##### Data shown
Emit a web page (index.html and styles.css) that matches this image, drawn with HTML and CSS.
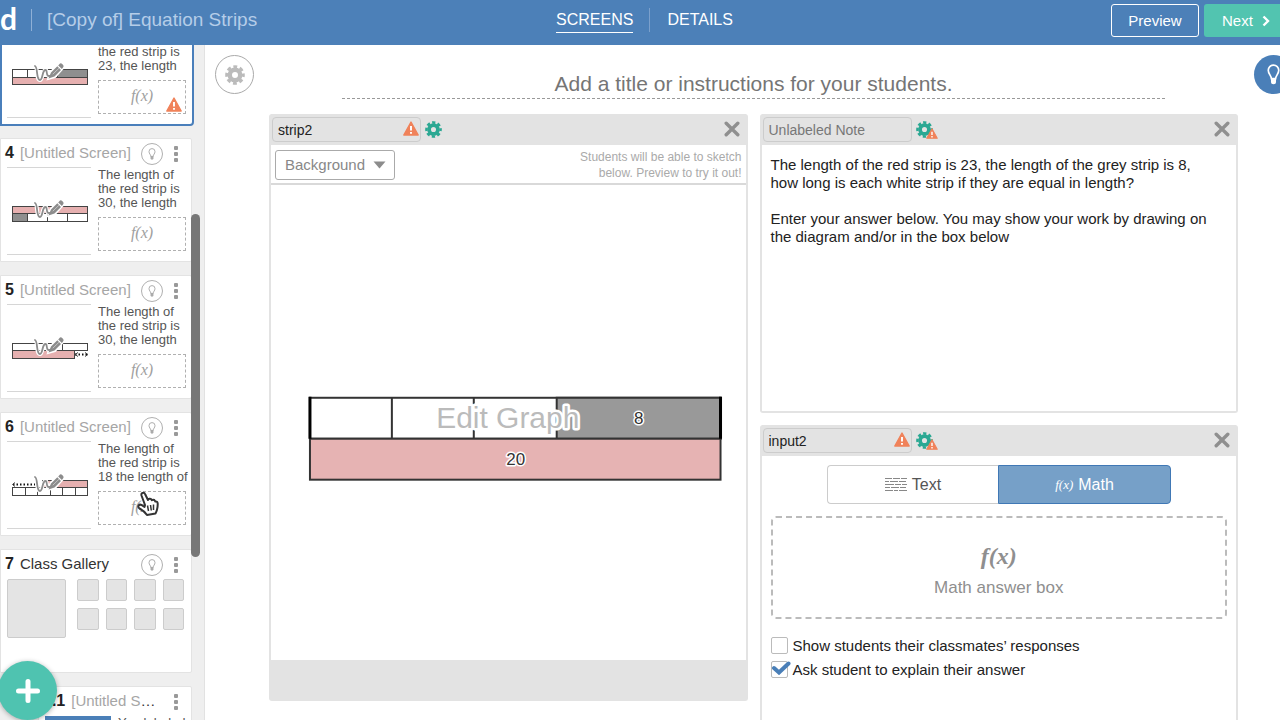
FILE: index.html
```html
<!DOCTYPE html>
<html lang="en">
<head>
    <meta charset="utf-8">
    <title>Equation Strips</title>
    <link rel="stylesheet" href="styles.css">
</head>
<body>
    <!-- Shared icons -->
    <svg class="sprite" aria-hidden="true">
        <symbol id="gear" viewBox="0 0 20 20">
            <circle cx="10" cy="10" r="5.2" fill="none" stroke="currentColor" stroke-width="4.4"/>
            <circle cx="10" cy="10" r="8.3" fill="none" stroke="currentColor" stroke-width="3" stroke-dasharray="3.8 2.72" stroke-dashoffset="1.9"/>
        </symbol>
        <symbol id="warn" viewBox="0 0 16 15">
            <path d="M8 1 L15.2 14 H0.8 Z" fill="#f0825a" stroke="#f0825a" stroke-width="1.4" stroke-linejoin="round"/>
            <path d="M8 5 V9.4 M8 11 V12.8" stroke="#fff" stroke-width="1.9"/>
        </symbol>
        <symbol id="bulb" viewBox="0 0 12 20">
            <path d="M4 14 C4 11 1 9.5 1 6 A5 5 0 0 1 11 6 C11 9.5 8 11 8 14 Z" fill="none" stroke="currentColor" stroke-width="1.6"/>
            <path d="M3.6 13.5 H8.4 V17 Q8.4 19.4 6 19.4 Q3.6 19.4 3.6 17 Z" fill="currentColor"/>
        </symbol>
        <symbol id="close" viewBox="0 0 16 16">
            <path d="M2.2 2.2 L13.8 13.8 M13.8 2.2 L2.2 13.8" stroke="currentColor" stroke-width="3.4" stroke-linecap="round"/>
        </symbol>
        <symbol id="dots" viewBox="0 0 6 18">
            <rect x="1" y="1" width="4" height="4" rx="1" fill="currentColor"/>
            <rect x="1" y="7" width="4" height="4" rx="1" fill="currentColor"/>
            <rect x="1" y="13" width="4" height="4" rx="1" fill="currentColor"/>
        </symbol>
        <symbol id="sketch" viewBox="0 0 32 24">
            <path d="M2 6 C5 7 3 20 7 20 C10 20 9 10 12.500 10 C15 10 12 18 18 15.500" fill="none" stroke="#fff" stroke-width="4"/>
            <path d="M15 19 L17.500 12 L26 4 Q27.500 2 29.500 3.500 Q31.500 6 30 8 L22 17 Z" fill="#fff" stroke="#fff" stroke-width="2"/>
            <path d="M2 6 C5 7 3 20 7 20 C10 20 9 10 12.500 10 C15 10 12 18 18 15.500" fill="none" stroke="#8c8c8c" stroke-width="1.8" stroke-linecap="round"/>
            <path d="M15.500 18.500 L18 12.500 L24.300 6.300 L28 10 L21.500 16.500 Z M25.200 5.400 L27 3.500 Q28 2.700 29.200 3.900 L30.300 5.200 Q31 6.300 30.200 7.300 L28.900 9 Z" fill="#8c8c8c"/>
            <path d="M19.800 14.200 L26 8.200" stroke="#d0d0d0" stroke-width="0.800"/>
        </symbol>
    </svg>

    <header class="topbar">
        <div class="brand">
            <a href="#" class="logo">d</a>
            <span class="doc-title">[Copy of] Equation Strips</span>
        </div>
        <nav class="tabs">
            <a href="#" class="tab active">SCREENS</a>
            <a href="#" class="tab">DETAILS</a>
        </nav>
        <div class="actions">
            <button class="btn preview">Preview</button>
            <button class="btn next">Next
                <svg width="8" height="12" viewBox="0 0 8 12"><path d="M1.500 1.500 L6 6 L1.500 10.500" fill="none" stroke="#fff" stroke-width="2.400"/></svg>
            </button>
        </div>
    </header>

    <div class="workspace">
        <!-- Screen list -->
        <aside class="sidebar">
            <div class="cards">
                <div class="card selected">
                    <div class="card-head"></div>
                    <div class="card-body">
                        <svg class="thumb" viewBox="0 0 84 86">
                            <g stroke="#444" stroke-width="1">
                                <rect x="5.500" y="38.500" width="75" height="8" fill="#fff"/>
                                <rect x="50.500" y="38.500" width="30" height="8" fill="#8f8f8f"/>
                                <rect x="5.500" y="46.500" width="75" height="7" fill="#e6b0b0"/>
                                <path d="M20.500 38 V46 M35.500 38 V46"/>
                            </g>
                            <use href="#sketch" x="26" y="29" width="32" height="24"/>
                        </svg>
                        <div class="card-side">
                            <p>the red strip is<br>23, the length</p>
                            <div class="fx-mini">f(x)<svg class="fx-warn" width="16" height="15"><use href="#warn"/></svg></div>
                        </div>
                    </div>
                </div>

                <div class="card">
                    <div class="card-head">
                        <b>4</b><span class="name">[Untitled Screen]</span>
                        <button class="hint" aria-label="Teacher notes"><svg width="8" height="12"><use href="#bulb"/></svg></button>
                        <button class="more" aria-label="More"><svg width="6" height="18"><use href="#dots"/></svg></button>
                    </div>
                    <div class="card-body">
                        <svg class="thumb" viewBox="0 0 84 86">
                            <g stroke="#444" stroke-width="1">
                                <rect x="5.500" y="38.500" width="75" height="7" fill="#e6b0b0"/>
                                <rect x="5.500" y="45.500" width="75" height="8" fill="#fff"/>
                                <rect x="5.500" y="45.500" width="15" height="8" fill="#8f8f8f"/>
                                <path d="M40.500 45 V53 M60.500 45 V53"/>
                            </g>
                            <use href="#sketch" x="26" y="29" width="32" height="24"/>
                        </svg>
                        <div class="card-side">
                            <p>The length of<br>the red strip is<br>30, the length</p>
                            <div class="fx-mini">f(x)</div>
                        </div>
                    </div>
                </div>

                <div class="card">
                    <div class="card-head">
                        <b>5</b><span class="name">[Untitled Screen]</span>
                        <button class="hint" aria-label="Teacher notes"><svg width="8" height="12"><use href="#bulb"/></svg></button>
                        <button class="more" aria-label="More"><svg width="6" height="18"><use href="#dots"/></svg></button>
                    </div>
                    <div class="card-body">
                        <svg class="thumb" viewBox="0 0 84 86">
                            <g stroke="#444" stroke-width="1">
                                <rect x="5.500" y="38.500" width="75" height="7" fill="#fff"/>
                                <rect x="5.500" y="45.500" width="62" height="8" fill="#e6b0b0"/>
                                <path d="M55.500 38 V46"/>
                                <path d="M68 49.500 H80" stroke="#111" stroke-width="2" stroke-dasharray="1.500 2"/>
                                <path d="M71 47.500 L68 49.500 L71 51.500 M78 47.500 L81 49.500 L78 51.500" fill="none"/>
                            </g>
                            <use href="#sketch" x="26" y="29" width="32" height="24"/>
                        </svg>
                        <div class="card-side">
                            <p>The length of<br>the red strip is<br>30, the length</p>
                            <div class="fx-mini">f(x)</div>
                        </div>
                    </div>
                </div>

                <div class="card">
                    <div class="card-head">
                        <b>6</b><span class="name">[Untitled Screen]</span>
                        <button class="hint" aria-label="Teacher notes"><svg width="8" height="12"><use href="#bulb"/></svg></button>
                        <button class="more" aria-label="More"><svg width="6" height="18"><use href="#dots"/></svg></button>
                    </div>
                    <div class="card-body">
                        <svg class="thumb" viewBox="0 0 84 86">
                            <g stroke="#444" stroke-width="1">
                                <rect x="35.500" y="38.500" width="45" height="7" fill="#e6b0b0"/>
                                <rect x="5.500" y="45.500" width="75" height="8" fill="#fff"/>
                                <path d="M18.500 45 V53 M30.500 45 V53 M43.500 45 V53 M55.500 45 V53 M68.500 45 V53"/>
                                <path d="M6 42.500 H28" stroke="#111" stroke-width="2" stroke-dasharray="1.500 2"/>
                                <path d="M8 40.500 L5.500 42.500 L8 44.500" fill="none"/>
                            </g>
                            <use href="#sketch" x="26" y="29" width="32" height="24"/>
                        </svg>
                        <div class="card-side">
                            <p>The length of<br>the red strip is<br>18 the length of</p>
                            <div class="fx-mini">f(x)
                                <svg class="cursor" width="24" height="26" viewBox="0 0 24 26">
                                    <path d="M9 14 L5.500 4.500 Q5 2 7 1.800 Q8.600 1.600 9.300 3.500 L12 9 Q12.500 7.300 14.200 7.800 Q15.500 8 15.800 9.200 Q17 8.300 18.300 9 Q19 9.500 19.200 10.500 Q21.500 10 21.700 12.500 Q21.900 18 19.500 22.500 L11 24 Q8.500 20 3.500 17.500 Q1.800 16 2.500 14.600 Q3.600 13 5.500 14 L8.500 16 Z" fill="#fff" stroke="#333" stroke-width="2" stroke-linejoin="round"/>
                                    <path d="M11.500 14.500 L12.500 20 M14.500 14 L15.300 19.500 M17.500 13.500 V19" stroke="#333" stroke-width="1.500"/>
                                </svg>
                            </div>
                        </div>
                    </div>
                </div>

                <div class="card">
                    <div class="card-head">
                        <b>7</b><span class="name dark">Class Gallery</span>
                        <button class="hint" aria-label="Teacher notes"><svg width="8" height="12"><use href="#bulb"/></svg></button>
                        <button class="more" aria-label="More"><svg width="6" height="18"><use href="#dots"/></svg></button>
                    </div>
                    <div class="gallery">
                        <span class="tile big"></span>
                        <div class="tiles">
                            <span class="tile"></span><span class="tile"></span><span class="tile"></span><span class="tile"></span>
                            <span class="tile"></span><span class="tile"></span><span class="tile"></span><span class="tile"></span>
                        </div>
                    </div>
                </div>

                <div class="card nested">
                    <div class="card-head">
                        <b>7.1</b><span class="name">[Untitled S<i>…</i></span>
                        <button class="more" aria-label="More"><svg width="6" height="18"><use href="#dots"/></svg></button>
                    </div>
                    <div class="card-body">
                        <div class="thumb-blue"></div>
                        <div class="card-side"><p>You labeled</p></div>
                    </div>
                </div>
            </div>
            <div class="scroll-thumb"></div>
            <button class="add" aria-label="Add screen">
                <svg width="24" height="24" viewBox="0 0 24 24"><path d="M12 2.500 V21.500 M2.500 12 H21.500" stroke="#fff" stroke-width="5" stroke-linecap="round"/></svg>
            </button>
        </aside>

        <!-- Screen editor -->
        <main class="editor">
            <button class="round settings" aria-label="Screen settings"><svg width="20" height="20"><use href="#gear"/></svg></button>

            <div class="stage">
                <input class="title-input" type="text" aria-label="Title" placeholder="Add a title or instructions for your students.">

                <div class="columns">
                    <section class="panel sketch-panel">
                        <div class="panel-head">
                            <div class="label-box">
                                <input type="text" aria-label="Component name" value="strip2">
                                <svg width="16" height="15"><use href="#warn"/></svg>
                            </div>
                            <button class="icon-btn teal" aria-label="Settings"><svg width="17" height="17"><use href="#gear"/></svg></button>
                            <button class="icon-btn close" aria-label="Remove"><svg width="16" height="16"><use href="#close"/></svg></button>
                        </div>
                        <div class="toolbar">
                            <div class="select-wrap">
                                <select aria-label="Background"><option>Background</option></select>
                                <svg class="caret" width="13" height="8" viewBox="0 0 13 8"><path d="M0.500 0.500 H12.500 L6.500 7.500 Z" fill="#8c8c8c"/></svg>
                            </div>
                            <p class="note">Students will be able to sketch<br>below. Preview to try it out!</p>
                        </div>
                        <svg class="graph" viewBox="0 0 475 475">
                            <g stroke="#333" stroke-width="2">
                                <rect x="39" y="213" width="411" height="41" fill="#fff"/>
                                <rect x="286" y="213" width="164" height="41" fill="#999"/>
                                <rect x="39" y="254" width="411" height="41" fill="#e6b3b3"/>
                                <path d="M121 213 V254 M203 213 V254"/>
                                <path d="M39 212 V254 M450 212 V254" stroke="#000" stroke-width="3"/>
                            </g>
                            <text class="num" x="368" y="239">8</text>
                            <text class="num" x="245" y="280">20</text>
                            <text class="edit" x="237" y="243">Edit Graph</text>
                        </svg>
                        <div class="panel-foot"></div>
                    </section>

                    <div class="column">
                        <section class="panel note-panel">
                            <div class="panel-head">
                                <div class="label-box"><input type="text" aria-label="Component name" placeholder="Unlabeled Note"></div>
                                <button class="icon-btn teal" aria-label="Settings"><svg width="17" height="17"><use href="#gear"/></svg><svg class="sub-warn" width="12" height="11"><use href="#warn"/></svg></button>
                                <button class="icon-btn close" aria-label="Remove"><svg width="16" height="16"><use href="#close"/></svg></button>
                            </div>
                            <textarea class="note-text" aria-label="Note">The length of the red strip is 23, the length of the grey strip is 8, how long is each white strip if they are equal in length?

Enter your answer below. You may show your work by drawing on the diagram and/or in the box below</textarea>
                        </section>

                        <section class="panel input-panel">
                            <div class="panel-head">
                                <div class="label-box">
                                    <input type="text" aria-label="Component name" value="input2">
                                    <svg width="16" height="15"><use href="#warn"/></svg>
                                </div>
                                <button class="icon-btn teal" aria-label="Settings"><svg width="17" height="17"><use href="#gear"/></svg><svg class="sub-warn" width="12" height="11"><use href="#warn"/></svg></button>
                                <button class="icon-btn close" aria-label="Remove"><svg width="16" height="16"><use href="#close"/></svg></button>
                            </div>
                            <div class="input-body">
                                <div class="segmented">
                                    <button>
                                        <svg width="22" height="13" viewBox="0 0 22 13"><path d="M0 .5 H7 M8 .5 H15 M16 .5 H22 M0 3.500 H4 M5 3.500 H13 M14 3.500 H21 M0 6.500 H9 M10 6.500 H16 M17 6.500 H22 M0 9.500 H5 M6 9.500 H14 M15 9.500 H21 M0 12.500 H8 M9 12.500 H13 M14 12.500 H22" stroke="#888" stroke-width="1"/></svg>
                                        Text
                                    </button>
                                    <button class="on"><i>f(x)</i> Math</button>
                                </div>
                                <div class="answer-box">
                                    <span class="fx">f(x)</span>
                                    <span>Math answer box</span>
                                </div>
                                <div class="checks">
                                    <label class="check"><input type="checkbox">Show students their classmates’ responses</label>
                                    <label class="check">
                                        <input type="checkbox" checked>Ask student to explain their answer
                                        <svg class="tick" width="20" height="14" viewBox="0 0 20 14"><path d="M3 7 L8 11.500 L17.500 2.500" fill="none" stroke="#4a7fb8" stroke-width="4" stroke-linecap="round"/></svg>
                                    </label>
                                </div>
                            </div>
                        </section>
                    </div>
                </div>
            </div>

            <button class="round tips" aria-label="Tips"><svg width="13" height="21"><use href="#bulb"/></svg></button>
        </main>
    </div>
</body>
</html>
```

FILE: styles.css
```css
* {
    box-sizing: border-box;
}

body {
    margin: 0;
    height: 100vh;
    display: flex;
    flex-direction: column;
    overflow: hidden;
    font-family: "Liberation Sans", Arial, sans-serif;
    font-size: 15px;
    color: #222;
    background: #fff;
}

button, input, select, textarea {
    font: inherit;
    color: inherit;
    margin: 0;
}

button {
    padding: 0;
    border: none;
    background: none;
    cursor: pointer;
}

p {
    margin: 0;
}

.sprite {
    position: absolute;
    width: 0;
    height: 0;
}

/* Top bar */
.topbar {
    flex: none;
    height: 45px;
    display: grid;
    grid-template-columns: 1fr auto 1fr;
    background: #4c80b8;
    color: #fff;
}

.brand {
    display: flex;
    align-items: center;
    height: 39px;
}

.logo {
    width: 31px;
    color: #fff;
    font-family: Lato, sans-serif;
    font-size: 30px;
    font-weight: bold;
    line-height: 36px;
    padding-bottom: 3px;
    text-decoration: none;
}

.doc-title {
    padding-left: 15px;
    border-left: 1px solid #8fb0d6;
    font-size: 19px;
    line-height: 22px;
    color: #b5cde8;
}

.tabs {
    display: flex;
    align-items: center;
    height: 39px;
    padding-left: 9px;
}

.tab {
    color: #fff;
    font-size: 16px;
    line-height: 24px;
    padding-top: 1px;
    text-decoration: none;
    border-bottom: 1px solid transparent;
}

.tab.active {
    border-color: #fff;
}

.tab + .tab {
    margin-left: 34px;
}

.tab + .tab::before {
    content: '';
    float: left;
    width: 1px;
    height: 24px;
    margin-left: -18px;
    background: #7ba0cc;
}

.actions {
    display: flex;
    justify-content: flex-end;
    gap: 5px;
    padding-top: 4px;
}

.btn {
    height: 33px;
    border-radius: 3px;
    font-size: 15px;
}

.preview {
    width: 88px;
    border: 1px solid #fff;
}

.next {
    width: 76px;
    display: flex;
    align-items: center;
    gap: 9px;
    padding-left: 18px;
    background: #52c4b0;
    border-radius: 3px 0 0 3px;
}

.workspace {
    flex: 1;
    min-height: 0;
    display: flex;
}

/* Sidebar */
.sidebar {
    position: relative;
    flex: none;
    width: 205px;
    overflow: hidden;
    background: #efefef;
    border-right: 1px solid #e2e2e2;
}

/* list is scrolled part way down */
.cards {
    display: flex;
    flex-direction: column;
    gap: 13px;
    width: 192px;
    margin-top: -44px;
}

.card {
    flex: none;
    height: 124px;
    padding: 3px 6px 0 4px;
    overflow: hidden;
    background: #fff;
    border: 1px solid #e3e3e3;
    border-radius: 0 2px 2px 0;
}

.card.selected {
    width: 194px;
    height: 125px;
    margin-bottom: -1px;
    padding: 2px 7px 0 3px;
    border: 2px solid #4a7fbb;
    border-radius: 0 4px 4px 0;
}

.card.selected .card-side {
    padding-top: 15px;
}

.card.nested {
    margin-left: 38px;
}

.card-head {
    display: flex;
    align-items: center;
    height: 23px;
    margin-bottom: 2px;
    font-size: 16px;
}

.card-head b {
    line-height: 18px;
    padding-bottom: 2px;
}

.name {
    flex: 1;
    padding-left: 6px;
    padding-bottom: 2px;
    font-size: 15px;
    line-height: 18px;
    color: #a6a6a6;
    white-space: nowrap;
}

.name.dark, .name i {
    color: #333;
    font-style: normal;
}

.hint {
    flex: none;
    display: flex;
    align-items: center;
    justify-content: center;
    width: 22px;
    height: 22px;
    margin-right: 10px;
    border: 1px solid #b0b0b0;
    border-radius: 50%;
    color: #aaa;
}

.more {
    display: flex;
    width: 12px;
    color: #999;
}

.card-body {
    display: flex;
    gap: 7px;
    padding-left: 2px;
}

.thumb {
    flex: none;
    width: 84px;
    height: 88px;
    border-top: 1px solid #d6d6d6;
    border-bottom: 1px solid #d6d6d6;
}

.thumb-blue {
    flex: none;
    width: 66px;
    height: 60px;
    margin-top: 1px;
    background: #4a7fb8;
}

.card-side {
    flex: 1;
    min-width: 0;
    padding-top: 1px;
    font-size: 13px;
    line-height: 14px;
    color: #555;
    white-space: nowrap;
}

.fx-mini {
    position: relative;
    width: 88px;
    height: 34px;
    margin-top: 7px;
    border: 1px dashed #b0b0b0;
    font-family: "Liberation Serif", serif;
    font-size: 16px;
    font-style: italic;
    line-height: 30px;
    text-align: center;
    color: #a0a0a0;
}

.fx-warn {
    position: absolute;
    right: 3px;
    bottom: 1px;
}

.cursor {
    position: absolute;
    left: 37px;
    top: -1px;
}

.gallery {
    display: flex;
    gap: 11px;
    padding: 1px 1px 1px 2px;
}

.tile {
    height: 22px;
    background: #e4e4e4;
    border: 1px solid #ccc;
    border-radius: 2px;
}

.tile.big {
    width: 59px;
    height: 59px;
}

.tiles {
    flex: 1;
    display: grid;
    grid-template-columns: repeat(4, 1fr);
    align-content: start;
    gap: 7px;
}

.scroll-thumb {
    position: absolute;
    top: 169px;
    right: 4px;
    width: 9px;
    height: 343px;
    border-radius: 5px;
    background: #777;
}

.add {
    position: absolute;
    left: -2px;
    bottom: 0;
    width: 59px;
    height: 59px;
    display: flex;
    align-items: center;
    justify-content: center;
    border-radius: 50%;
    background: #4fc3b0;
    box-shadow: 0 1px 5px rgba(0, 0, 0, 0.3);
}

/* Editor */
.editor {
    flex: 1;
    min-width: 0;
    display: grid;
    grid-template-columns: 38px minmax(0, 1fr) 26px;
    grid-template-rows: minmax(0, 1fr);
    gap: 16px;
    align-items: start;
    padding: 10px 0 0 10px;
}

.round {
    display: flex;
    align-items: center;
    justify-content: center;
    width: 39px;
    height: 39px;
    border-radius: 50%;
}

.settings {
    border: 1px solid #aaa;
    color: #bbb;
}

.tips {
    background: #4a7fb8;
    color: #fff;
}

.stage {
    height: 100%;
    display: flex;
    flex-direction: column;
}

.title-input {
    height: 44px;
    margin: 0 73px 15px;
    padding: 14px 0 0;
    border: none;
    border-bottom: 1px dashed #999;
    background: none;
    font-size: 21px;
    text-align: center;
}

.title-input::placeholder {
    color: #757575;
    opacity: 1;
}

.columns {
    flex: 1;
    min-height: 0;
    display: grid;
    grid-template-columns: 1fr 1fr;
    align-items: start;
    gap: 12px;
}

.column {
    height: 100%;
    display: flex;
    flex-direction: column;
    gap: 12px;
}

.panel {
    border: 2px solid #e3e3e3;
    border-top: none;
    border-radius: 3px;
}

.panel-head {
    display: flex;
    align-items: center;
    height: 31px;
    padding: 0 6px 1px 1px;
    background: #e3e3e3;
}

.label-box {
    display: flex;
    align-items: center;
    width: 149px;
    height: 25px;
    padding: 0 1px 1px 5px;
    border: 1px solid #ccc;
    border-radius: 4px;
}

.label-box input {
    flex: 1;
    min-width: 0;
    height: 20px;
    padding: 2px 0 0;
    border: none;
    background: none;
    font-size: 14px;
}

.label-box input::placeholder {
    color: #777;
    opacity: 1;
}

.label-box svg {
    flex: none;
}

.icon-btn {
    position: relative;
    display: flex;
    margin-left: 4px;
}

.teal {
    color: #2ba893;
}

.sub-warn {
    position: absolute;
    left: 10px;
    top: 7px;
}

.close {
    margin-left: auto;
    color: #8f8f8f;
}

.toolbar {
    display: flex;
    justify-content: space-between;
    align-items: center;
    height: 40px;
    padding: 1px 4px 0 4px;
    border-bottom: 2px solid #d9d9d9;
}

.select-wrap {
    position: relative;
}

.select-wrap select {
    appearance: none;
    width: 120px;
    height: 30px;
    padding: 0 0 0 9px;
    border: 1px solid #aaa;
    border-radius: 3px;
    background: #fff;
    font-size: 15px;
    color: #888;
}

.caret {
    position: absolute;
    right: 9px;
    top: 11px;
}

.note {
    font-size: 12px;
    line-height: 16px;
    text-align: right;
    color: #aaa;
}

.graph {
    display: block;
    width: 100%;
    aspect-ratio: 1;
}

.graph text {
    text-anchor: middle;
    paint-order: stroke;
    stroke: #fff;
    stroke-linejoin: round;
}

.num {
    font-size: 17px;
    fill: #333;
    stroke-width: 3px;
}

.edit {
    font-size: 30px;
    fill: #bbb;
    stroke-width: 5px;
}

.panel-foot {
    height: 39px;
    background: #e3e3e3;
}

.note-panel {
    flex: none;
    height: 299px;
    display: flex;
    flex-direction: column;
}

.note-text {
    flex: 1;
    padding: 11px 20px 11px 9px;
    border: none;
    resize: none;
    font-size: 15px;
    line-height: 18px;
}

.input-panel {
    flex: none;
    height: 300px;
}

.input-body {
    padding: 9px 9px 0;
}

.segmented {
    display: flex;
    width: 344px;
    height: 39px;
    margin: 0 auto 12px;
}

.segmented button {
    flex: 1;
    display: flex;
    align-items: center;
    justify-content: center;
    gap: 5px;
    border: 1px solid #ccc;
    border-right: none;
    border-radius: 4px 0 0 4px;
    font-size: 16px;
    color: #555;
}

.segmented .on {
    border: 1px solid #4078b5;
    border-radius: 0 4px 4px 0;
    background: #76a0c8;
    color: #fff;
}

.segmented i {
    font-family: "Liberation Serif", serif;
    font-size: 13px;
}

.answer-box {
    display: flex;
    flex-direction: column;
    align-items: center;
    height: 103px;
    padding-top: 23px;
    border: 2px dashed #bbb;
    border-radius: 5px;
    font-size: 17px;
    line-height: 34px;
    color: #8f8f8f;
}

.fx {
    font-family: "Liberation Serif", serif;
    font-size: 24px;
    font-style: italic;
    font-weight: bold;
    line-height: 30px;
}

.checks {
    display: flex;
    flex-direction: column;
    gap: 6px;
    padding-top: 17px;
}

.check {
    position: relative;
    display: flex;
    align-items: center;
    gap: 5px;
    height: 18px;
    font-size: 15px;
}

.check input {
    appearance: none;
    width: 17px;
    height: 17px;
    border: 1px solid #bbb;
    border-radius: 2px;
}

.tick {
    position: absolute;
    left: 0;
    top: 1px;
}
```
##########
The problem: Search the lines above for the string "styles", then show every one that has it.

Output:
Emit a web page (index.html and styles.css) that matches this image, drawn with HTML and CSS.
    <link rel="stylesheet" href="styles.css">
FILE: styles.css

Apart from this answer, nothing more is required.